Leeds, the second son of William Leeds, by Elizabeth Vinall, was born in Benenden, Kent. He was educated at Cambridge, graduated B.A. 1542-3, proceeded M.A. 1545, and in 1569 was created LL.D.[1] The date of his first degree sufficiently disproves the statement that he was a monk of Ely. On 20 June 1548 Bishop Goodrich collated him to the rectory of Little Gransden in Cambridgeshire, and in the same year he became prebendary of Ely. In 1550 he was commissary and vicar-general to the bishop, and was engaged in destroying altars and other things deemed superstitious in the diocese. In 1551 he was made rector of Newton, Ely, and served the chapelry of St Mary-by-the-Sea; and on 12 February 1551-2 he obtained the rectory of Elm in the Isle of Ely-cum-Emneth, Norfolk. He was also chancellor to Bishop Goodrich.

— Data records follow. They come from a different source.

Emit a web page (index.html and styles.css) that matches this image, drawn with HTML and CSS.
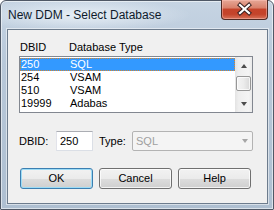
FILE: index.html
```html
<!DOCTYPE html>
<html>
<head>
<meta charset="utf-8">
<link rel="stylesheet" href="styles.css">
</head>
<body>
<div class="window">
  <div class="titlebar">
    <span class="title">New DDM - Select Database</span>
    <div class="close">
      <svg width="45" height="19" viewBox="0 0 45 19">
        <path d="M18 5 L27 13 M27 5 L18 13" stroke="#3a2222" stroke-width="4.2" stroke-linecap="square" fill="none"/>
        <path d="M18 5 L27 13 M27 5 L18 13" stroke="#ffffff" stroke-width="2.2" stroke-linecap="square" fill="none"/>
      </svg>
    </div>
  </div>
  <div class="client">
    <div class="list-header"><span class="col1">DBID</span><span>Database Type</span></div>
    <div class="listbox">
      <div class="rows">
        <div class="row selected"><span class="col1">250</span><span>SQL</span></div>
        <div class="row"><span class="col1">254</span><span>VSAM</span></div>
        <div class="row"><span class="col1">510</span><span>VSAM</span></div>
        <div class="row"><span class="col1">19999</span><span>Adabas</span></div>
      </div>
      <div class="scrollbar">
        <div class="sb-btn"><span class="arrow-up"></span></div>
        <div class="sb-track"><div class="sb-thumb"></div></div>
        <div class="sb-btn"><span class="arrow-down"></span></div>
      </div>
    </div>
    <div class="fields">
      <span class="lbl-dbid">DBID:</span>
      <div class="edit">250</div>
      <span class="lbl-type">Type:</span>
      <div class="combo"><span>SQL</span><span class="arrow-down gray"></span></div>
    </div>
    <div class="buttons">
      <div class="btn default">OK</div>
      <div class="btn">Cancel</div>
      <div class="btn">Help</div>
    </div>
  </div>
</div>
</body>
</html>
```
FILE: styles.css
```css
html, body {
  margin: 0;
  padding: 0;
  background: #ffffff;
}
body {
  font-family: "Liberation Sans", Arial, sans-serif;
  font-size: 11px;
  color: #000;
}
.window {
  width: 274px;
  height: 210px;
  box-sizing: border-box;
  border: 1px solid #4f5866;
  border-radius: 6px 6px 1px 1px;
  background: linear-gradient(to bottom, #c6d4e3 0%, #b8c8d9 30%, #aebfd1 100%);
  box-shadow: inset 0 0 0 1px rgba(255,255,255,0.55);
  display: flex;
  flex-direction: column;
}
.titlebar {
  height: 28px;
  display: flex;
  justify-content: space-between;
  align-items: flex-start;
  background: radial-gradient(ellipse 110px 16px at 80px 14px, rgba(235,242,248,0.9), rgba(235,242,248,0));
}
.title {
  padding: 7px 0 0 7px;
  font-size: 12px;
  line-height: 15px;
  color: #0e1a2c;
}
.close {
  width: 45px;
  height: 19px;
  margin: -1px 5px 0 0;
  border: 1px solid #4e2a24;
  border-top: none;
  border-radius: 0 0 4px 4px;
  background: linear-gradient(to bottom, #e6a796 0%, #d9826d 40%, #c5432a 50%, #c4442b 75%, #d7735a 100%);
  box-shadow: inset 0 0 0 1px rgba(255,200,190,0.45);
  overflow: hidden;
}
.close svg { display: block; }
.client {
  margin: 0 5px 0 6px;
  height: 175px;
  box-sizing: border-box;
  border: 1px solid #6d7c8d;
  box-shadow: 0 0 0 1px rgba(255,255,255,0.5);
  background: #f0f0f0;
  padding: 11px 14px 0 11px;
}
.list-header {
  display: flex;
  line-height: 13px;
  padding-left: 1px;
  margin-bottom: 2px;
}
.list-header .col1 { width: 49px; }
.listbox {
  height: 57px;
  box-sizing: border-box;
  border: 1px solid #828790;
  background: #fff;
  display: flex;
}
.rows {
  flex: 1;
  padding-top: 1px;
}
.row {
  display: flex;
  height: 13px;
  line-height: 13px;
  padding-left: 1px;
  box-sizing: border-box;
}
.row .col1 { width: 49px; }
.row.selected {
  background: #3399ff;
  color: #fff;
  outline: 1px dotted #d9852a;
  outline-offset: -1px;
}
.scrollbar {
  width: 17px;
  display: flex;
  flex-direction: column;
  background: linear-gradient(to right, #e3e3e3 0%, #eeeeee 20%, #f4f4f4 80%, #eaeaea 100%);
}
.sb-btn {
  height: 17px;
  display: flex;
  align-items: center;
  justify-content: center;
}
.sb-track {
  flex: 1;
  padding: 2px 1px 0 1px;
}
.sb-thumb {
  height: 15px;
  box-sizing: border-box;
  border: 1px solid #979797;
  border-radius: 2px;
  background: linear-gradient(to right, #f4f4f4 0%, #ececec 50%, #d8d8d8 100%);
  box-shadow: inset 0 0 0 1px rgba(255,255,255,0.7);
}
.arrow-up {
  width: 0;
  height: 0;
  border-left: 3.5px solid transparent;
  border-right: 3.5px solid transparent;
  border-bottom: 4px solid #4d4d4d;
}
.arrow-down {
  width: 0;
  height: 0;
  border-left: 3.5px solid transparent;
  border-right: 3.5px solid transparent;
  border-top: 4px solid #4d4d4d;
}
.arrow-down.gray { border-top-color: #a6a6a6; }
.fields {
  margin-top: 18px;
  display: flex;
  align-items: center;
  height: 20px;
}
.lbl-dbid { width: 37px; }
.edit {
  width: 37px;
  height: 20px;
  box-sizing: border-box;
  border: 1px solid #dbdfe6;
  border-top-color: #abadb3;
  border-left-color: #e2e3ea;
  background: #fff;
  line-height: 18px;
  padding-left: 3px;
}
.lbl-type {
  margin-left: 6px;
  width: 33px;
}
.combo {
  width: 121px;
  height: 20px;
  box-sizing: border-box;
  border: 1px solid #b3b3b3;
  border-radius: 2px;
  background: #f4f4f4;
  color: #a0a0a0;
  display: flex;
  align-items: center;
  justify-content: space-between;
  padding: 0 4px 0 3px;
}
.buttons {
  margin-top: 17px;
  margin-left: 1px;
  display: flex;
  gap: 6px;
}
.btn {
  width: 73px;
  height: 21px;
  box-sizing: border-box;
  border: 1px solid #707070;
  border-radius: 3px;
  background: linear-gradient(to bottom, #f2f2f2 0%, #ebebeb 50%, #dddddd 50%, #cfcfcf 100%);
  box-shadow: inset 0 0 0 1px rgba(255,255,255,0.75);
  text-align: center;
  line-height: 19px;
}
.btn.default {
  border-color: #3c7fb1;
  box-shadow: inset 0 0 0 1px #9ddcf6;
}
```
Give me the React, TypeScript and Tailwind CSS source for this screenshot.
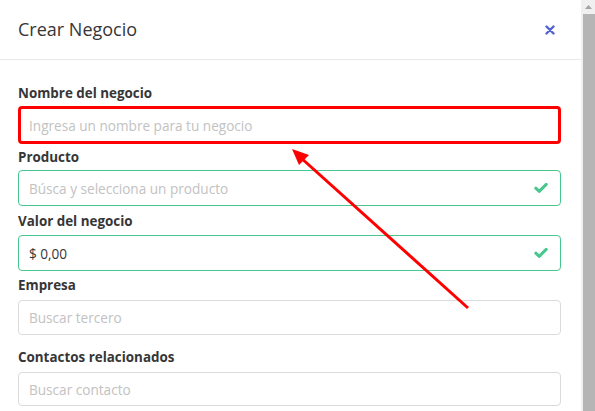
import React from 'react'

interface FieldProps {
  label: string
  placeholder?: string
  value?: string
  valid?: boolean
  labelClass: string
  inputClass: string
  highlight?: boolean
}

function Check() {
  return (
    <svg width="14" height="12" viewBox="0 0 14 12" className="absolute right-[12px] top-1/2 -translate-y-1/2">
      <path d="M1.8 6.2 L5.2 9.4 L12.2 2.4" fill="none" stroke="#48c78e" strokeWidth="3" strokeLinecap="round" strokeLinejoin="round" />
    </svg>
  )
}

function Field({ label, placeholder, value, valid, labelClass, inputClass, highlight }: FieldProps) {
  const border = highlight
    ? 'border-[3px] border-[#ff0000] pl-[8px]'
    : valid
    ? 'border border-[#48c78e] pl-[10px]'
    : 'border border-[#dbdbdb] pl-[10px]'
  return (
    <div>
      <div className={`h-5 text-[13.4px] leading-5 font-bold text-[#363636] ${labelClass}`}>{label}</div>
      <div className={`relative flex items-center rounded-[4px] bg-white pt-[2px] ${border} ${inputClass}`}>
        {value ? (
          <span className="text-[13.6px] text-[#363636]">{value}</span>
        ) : (
          <span className="text-[13.6px] text-[#c2c2c2]">{placeholder}</span>
        )}
        {valid && <Check />}
      </div>
    </div>
  )
}

export default function App() {
  return (
    <div className="relative flex h-[411px] w-[595px] overflow-hidden bg-white font-['Open_Sans',sans-serif]">
      <div className="flex-1">
        <div className="flex h-[60px] items-center justify-between border-b border-[#e8e8e8] pl-[18px] pr-[26px]">
          <h1 className="text-[18px] text-[#363636]">Crear Negocio</h1>
          <svg width="10" height="10" viewBox="0 0 10 10">
            <path d="M1.5 1.5 L8.5 8.5 M8.5 1.5 L1.5 8.5" stroke="#5262d6" strokeWidth="2.4" strokeLinecap="round" />
          </svg>
        </div>
        <div className="pl-[18px] pr-[20px] pt-[23px]">
          <Field label="Nombre del negocio" placeholder="Ingresa un nombre para tu negocio" highlight labelClass="" inputClass="mt-[3px] h-[38px]" />
          <Field label="Producto" placeholder="Búsca y selecciona un producto" valid labelClass="mt-[3px]" inputClass="mt-[3px] h-9" />
          <Field label="Valor del negocio" value="$ 0,00" valid labelClass="mt-[5px]" inputClass="mt-1 h-9" />
          <Field label="Empresa" placeholder="Buscar tercero" labelClass="mt-1" inputClass="mt-[5px] h-[35px]" />
          <Field label="Contactos relacionados" placeholder="Buscar contacto" labelClass="mt-3" inputClass="mt-[5px] h-[34px]" />
        </div>
      </div>
      <div className="flex w-[14px] flex-col bg-[#f0f0f0]">
        <div className="flex h-[14px] items-center justify-center">
          <svg width="7" height="4" viewBox="0 0 7 4">
            <path d="M0 4 L3.5 0 L7 4 Z" fill="#a3a3a3" />
          </svg>
        </div>
        <div className="ml-[2px] flex-1 bg-[#b5b5b5]" />
      </div>
      <svg className="pointer-events-none absolute left-0 top-0" width="595" height="411">
        <line x1="468" y1="308" x2="300" y2="157" stroke="#ff0000" strokeWidth="3" />
        <polygon points="292,149 309,155 299,165" fill="#ff0000" />
      </svg>
    </div>
  )
}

In 1553 he resigned Little Gransden and Newton. When Bishop Goodrich died in 1554 Leeds was one of his executors. Probably he lost his prebend during Mary's reign. On 28 February 1558-9 he was appointed to the eighth stall in Ely Cathedral. About the same time he was requested by William Cecil to join with Pory [2] and Matthew Parker in settling a dispute between the president and fellows of Queens' College, Cambridge. In 1559 he was one of Parker's chaplains, and at Parker's appointment to the archbishopric his name was appended to an opinion by certain civilians, added to what was known as the supplentes clause of the letters patent, affirming the validity of the confirmation and consecration.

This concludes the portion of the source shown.